Plaintiff moved for partial summary judgment "on the grounds that there is no genuine issue of material fact as to liability and that Plaintiff is entitled to judgment as a matter of law regarding this single issue." In his motion plaintiff argues that he is entitled to partial summary judgment in his favor "as a matter of law regarding the issue of liability."
The issues in this appeal center on the trial court's order on plaintiff's motion for partial summary judgment. In that order the trial court found that plaintiff "did not make any material misrepresentation at the time of completing the application for insurance and that Defendant's denial was based solely and exclusively on the contention of material misrepresentation and the Court further finds that since there was no material misrepresentation, Defendant is liable to Plaintiff under Policy Number 1581381 covering Plaintiff's vehicle which was in full force and effect when the subject loss occurred, and is the subject of this Civil Action." However, the order also states that: "As to the issue raised by Defendant of the Plaintiff keeping and not returning or cashing a refund check for the insurance premium, Plaintiff may have released Defendant in some manner, but a substantial question as to this issue remains and the Court will not address said issue in deciding this Motion since it remains a jury question." The trial court ordered that plaintiff's motion for partial summary judgment "as to insurance coverage is granted and that certain issues as to damages remain for a jury determination."
Subsequently, defendant amended its answer (there was no pretrial order) alleging that plaintiff cannot recover because the destruction of the automobile was the result of plaintiff's own wilful and deliberate act. At trial defendant was permitted to present evidence, over plaintiff's objection, that plaintiff had destroyed the automobile by arson.

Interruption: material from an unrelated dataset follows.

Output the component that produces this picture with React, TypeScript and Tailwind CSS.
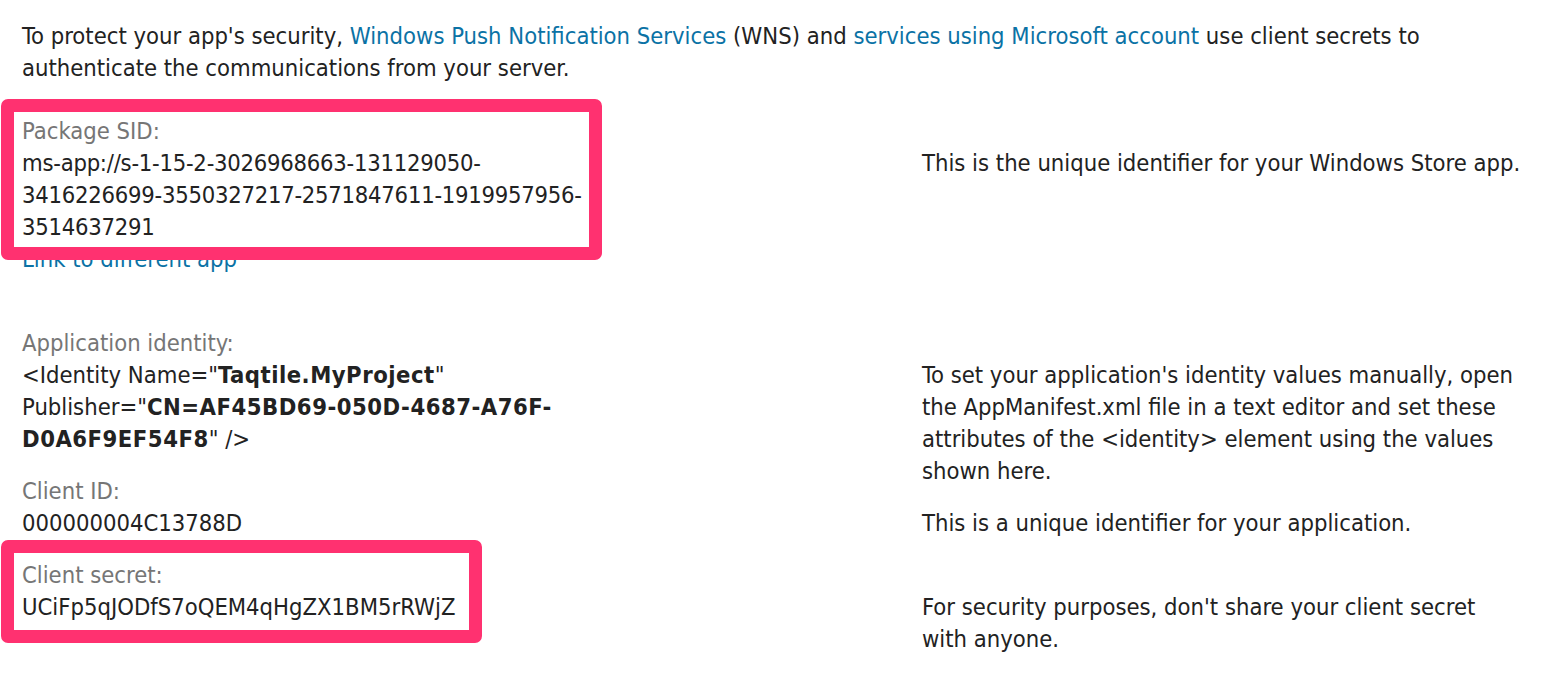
const linkCls = "text-[#0b72a5]";
const labelCls = "text-[#767676]";
const boldCls = "font-bold tracking-[0.5px]";

function Desc({ children, overflow = false }: { children: React.ReactNode; overflow?: boolean }) {
  // descriptions line up with the value under each label
  return <div className={`pt-[32px] whitespace-nowrap ${overflow ? "-mb-[32px]" : ""}`}>{children}</div>;
}

export default function App() {
  return (
    <div className="relative min-h-[676px] bg-white pl-[22px] pt-[20px] font-['DejaVu_Sans_Condensed','DejaVu_Sans',sans-serif] text-[23.6px] leading-[32px] text-[#222]">
      <p className="whitespace-nowrap">
        To protect your app's security, <a className={linkCls}>Windows Push Notification Services</a> (WNS) and{" "}
        <a className={linkCls}>services using Microsoft account</a> use client secrets to
        <br />
        authenticate the communications from your server.
      </p>

      <div className="mt-[31px] flex">
        <div className="w-[900px] whitespace-nowrap">
          <div className={labelCls}>Package SID:</div>
          <div className="tracking-[-0.25px]">
            ms-app://s-1-15-2-3026968663-131129050-
            <br />
            3416226699-3550327217-2571847611-1919957956-
            <br />
            3514637291
          </div>
          <a className={linkCls}>Link to different app</a>
        </div>
        <Desc>This is the unique identifier for your Windows Store app.</Desc>
      </div>

      <div className="mt-[52px] flex">
        <div className="w-[900px] whitespace-nowrap">
          <div className={labelCls}>Application identity:</div>
          <div>
            &lt;Identity Name="<b className={boldCls}>Taqtile.MyProject</b>"
            <br />
            Publisher="<b className={boldCls}>CN=AF45BD69-050D-4687-A76F-</b>
            <br />
            <b className={boldCls}>D0A6F9EF54F8</b>" /&gt;
          </div>
        </div>
        <Desc overflow>
          To set your application's identity values manually, open
          <br />
          the AppManifest.xml file in a text editor and set these
          <br />
          attributes of the &lt;identity&gt; element using the values
          <br />
          shown here.
        </Desc>
      </div>

      <div className="mt-[20px] flex">
        <div className="w-[900px]">
          <div className={labelCls}>Client ID:</div>
          <div>000000004C13788D</div>
        </div>
        <Desc>This is a unique identifier for your application.</Desc>
      </div>

      <div className="mt-[20px] flex">
        <div className="w-[900px]">
          <div className={labelCls}>Client secret:</div>
          <div>UCiFp5qJODfS7oQEM4qHgZX1BM5rRWjZ</div>
        </div>
        <Desc>
          For security purposes, don't share your client secret
          <br />
          with anyone.
        </Desc>
      </div>

      {/* pink annotation boxes drawn over the page */}
      <div className="absolute left-[1px] top-[99px] h-[161px] w-[601px] rounded-[7px] border-[13px] border-[#ff3170]" />
      <div className="absolute left-[1px] top-[540px] h-[103px] w-[481px] rounded-[7px] border-[13px] border-[#ff3170]" />
    </div>
  );
}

The jury returned a verdict in favor of defendant. On appeal plaintiff contends that, due to the grant of his motion for partial summary judgment, the trial court erred in admitting defendant's evidence as to arson. Plaintiff also enumerates as error the exclusion of certain documentary evidence. Held:
1. The trial court's order granting plaintiff's motion for partial summary judgment was interlocutory, not res judicata as to the issues resolved therein, and subject to revision by the trial court at any time prior to final judgment. See 6-Pt. 2 Moore's Federal Practice, 56.20 [3]. See also Bradley v. Tattnall Bank, 170 Ga. App. 821, 822 (1) (318 SE2d 657); and Robinson v. Franwylie, Inc., 145 Ga. App. 507, 509 (1) (244 SE2d 73). See also Culwell v. Lomas & Nettleton Company, 242 Ga. 242 (248 SE2d 641). In admitting the evidence of which plaintiff complains, the trial court in substance vacated or set aside its previous order on plaintiff's motion for summary judgment. This action was within the authority of the trial court. Consequently, we find no error in the admission of the defendant's evidence as to arson.

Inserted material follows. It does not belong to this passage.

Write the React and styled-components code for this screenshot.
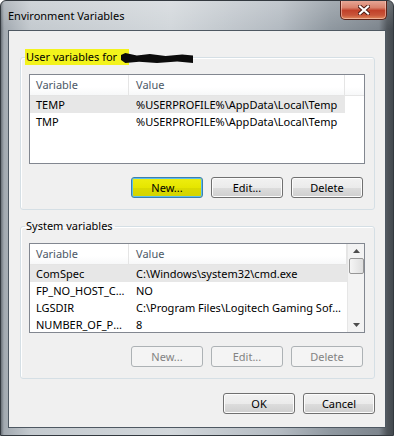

2. Plaintiff also enumerates as error the exclusion of two of his exhibits. These documents were claims procedures manuals used by defendant and could have been relevant only in regard to plaintiff's bad faith claim. The jury's verdict indicates that they did not reach the bad faith issue, therefore, any error in the exclusion of plaintiff's exhibits is harmless and does not require reversal. Owens v. Svc. Fire Ins. Co., 90 Ga. App. 553 (3) (83 SE2d 249).
Eugene W. Hope, George A. Haas, for appellee.
Gilchrist M. Gibson, Catherine G. Lynch, for appellant.